Obviously I'm lacking some networking knowledge, and I wish somebody could help me understand something fishy I found on a pfSense router in an organization yesterday. The pfSense router forces subnet mask of 255.255.240.0 on a LAN gateway like 9.9.192.1. Is this common? It's on ipv4 but it also has a turned off option for ipv6 currently, if that matters.

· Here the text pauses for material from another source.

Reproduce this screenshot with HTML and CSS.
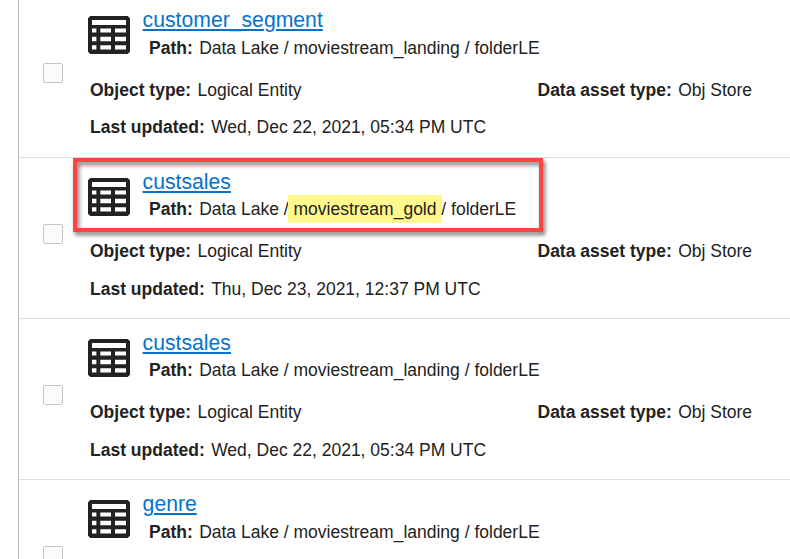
FILE: index.html
```html
<!DOCTYPE html>
<html lang="en">
<head>
<meta charset="utf-8">
<title>Data entities</title>
<link rel="stylesheet" href="styles.css">
</head>
<body>
<svg class="defs" aria-hidden="true">
  <symbol id="table" viewBox="0 0 42 38">
    <path fill="#222" fill-rule="evenodd" d="M2.3 0H39.7L42 2.3V35.7L39.7 38H2.3L0 35.7V2.3ZM4 4V9H38V4ZM4 12.4V16.6H8.4V12.4ZM12.3 12.4V16.6H23V12.4ZM27 12.4V16.6H38V12.4ZM4 20.8V25.2H8.4V20.8ZM12.3 20.8V25.2H23V20.8ZM27 20.8V25.2H38V20.8ZM4 29.3V33.6H8.4V29.3ZM12.3 29.3V33.6H23V29.3ZM27 29.3V33.6H38V29.3Z"/>
  </symbol>
</svg>
<main class="list">
  <article class="item first">
    <span class="check"></span>
    <div class="content">
      <header class="head">
        <svg class="icon"><use href="#table"/></svg>
        <div class="title"><a class="name" href="#">customer_segment</a>
          <p class="path"><b>Path:</b>Data Lake / moviestream_landing / folderLE</p></div>
      </header>
      <div class="facts"><p><b>Object type:</b>Logical Entity</p><p><b>Data asset type:</b>Obj Store</p></div>
      <p class="updated"><b>Last updated:</b>Wed, Dec 22, 2021, 05:34 PM UTC</p>
    </div>
  </article>
  <article class="item">
    <span class="check"></span>
    <div class="content">
      <header class="head">
        <svg class="icon"><use href="#table"/></svg>
        <div class="title"><a class="name" href="#">custsales</a>
          <p class="path"><b>Path:</b>Data Lake / <mark>moviestream_gold</mark> / folderLE</p></div>
      </header>
      <div class="facts"><p><b>Object type:</b>Logical Entity</p><p><b>Data asset type:</b>Obj Store</p></div>
      <p class="updated"><b>Last updated:</b>Thu, Dec 23, 2021, 12:37 PM UTC</p>
    </div>
    <span class="callout"></span>
  </article>
  <article class="item">
    <span class="check"></span>
    <div class="content">
      <header class="head">
        <svg class="icon"><use href="#table"/></svg>
        <div class="title"><a class="name" href="#">custsales</a>
          <p class="path"><b>Path:</b>Data Lake / moviestream_landing / folderLE</p></div>
      </header>
      <div class="facts"><p><b>Object type:</b>Logical Entity</p><p><b>Data asset type:</b>Obj Store</p></div>
      <p class="updated"><b>Last updated:</b>Wed, Dec 22, 2021, 05:34 PM UTC</p>
    </div>
  </article>
  <article class="item last">
    <span class="check"></span>
    <div class="content">
      <header class="head">
        <svg class="icon"><use href="#table"/></svg>
        <div class="title"><a class="name" href="#">genre</a>
          <p class="path"><b>Path:</b>Data Lake / moviestream_landing / folderLE</p></div>
      </header>
    </div>
  </article>
</main>
</body>
</html>
```
FILE: styles.css
```css
* { box-sizing: border-box; }
body {
  margin: 0;
  height: 559px;
  overflow: hidden;
  background: #fff;
  color: #222;
  font: 17.5px/20px "Liberation Sans", Arial, sans-serif;
  white-space: nowrap;
}
p { margin: 0; }
.defs { display: none; }
.list {
  height: 559px;
  margin-left: 18px;
  border-left: 1px solid #aeb6be;
  overflow: hidden;
}
.item {
  position: relative;
  display: flex;
  height: 161px;
  border-bottom: 1px solid #dcdddf;
}
/* The first row is scrolled partly out of view. */
.first { margin-top: -3px; }
.check {
  flex: none;
  width: 20px;
  height: 20px;
  margin: 66px 27px 0 24px;
  border: 1px solid #c5c5c5;
  border-radius: 2px;
  background: #fbfbfb;
}
.content { flex: 1; }
.head { display: flex; height: 83px; }
.icon {
  flex: none;
  width: 42px;
  height: 38px;
  margin: 20px 12.6px 0 -2px;
}
.title { padding-top: 12px; }
.name {
  display: block;
  width: max-content;
  height: 29px;
  font-size: 21.2px;
  line-height: 24px;
  color: #0572ce;
  text-decoration-thickness: 2px;
  text-underline-offset: 2px;
}
.path { padding-left: 6.4px; }
b { margin-right: 6.4px; }
mark {
  padding: 4px 6px;
  margin: 0 -6px;
  background: #fff88f;
  color: inherit;
}
.facts { display: grid; grid-template-columns: 447.5px auto; }
.updated { padding-top: 18px; }
.first .icon { margin-top: 19px; }
.first .title { padding-top: 11px; }
.first .name { height: 30px; }
.first .updated { padding-top: 17px; }
.last .name { height: 30px; }
.callout {
  position: absolute;
  left: 54px;
  top: 0;
  width: 470px;
  height: 74px;
  border: 4px solid #ff4343;
  filter: drop-shadow(2px 3px 2px rgba(0, 0, 0, .55));
}
```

It's valid, because it works, but the minute you add a new computer or printer to the network and forget about this /20 bits subnet mask quirk, that newly added device acts super wonky and ends up freezing, crashing and/or dropping out of the network. For instance, a printer that had 255.255.255.0 as its subnet mask was receiving only a third of a page to print and would freeze until it's rebooted. I suspect it was receiving more bits and overflowed its RAM or something, hence the freezing. It's not the case of a single cheap printer, it did that to 4 printers out of 5 at this office. Different brands, different models, some 350$ printers, some 80$ printers.
Optional meditation on that gateway:
If a computer AND a printer are both on the 255.255.255.0 subnet mask, they can access the internet, but cannot communicate with each other on the LAN. Computers on 255.255.255.0 can communicate no problem with another computer on the LAN still. Just not computer <--> printer.
If a computer OR a printer has a 255.255.255.0 subnet mask while the other one has a 255.255.240.0 subnet mask, they can communicate to extremely wonky fashion and the printer almost immediately freezes when sent packets, never prints anything more than a third of a page and it crashes/freezes to a point it has to be rebooted (unusable really). Tough, both devices still can access the internet fine.
If both the computer AND a printer have the 255.255.240.0 subnet mask, they communicate super efficiently (instantaneously) without any problem at all, super stable and fast.
Question:
Can anybody explain why a pfSense router's subnet mask wouldn't be all 24 bits (255.255.255.0) like any regular router is? What is the advantage or any reason that could justify this /20 bits subnet mask enforcement? Is it common? Thanks.